Banques traditionnelles et néo-banques, un écart sur le service
Allô, il y a quelqu’un au bout du fil? Si la néo-banque cultive un format simple d’utilisation notamment à travers des applications facilement accessibles, on pourrait lui reprocher son manque de service client qualitatif. Totalement en ligne ou parfois même relayé principalement sur les réseaux sociaux à l’image de N26, l’accompagnement de ce type de banques s’adresse surtout à une population très à l’aise avec le numérique et qui n’aurait pas peur de suivre une assistance à distance. Un modèle qui risque de faire grincer les dents des technophiles mais aussi d’une population vieillissante subissant de plein fouet cette discrimination dans une société où le tout connecté semble inévitable.

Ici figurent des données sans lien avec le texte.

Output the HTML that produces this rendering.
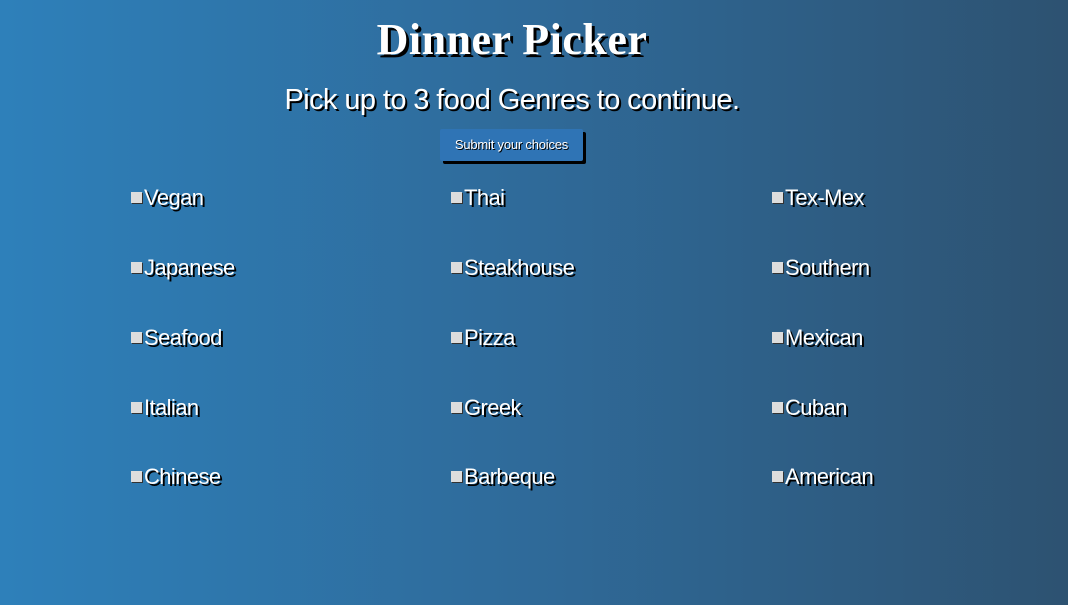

La majorité ne serait donc pas tout à fait prête à renoncer à l’accompagnement personnalisé d’une banque avec pignon sur rue. ADN des agences bancaires, la relation banquier-client reste une valeur sûre et la profession bancaire n’est pas prête à renoncer à sa casquette de « bon samaritain ». Point fort de cette dernière ? Elle encourage et accompagne au mieux la concrétisation des projets de son client en particulier chez les jeunes en demande de soutien face à une vie active qui peut faire peur. Engagée dans différents dispositifs de suivi, les banques ont développé des politiques en faveur de l’égalité sociale en apportant des solutions pérennes à des problèmes socio-économiques. La liste est longue: éducation, aide à l’apprentissage, microcrédit, point de conseil en cas de bouleversements comme le décès d’un conjoint, un chômage ou encore un départ à la retraite… De quoi faire rougir des banques mobiles qui ne peuvent pas toujours faire face à ces demandes fondamentales.
Mobiles, pratiques et directes, les néo-banques se révèlent donc être des moyens simples à l’accès aux services bancaires… Trop simple peut-être face à la réalité financière de particuliers qui désirent encore trouver des solutions concrètes dans un service bancaire qui ne se résumerait pas à un dialogue d’écran à écran.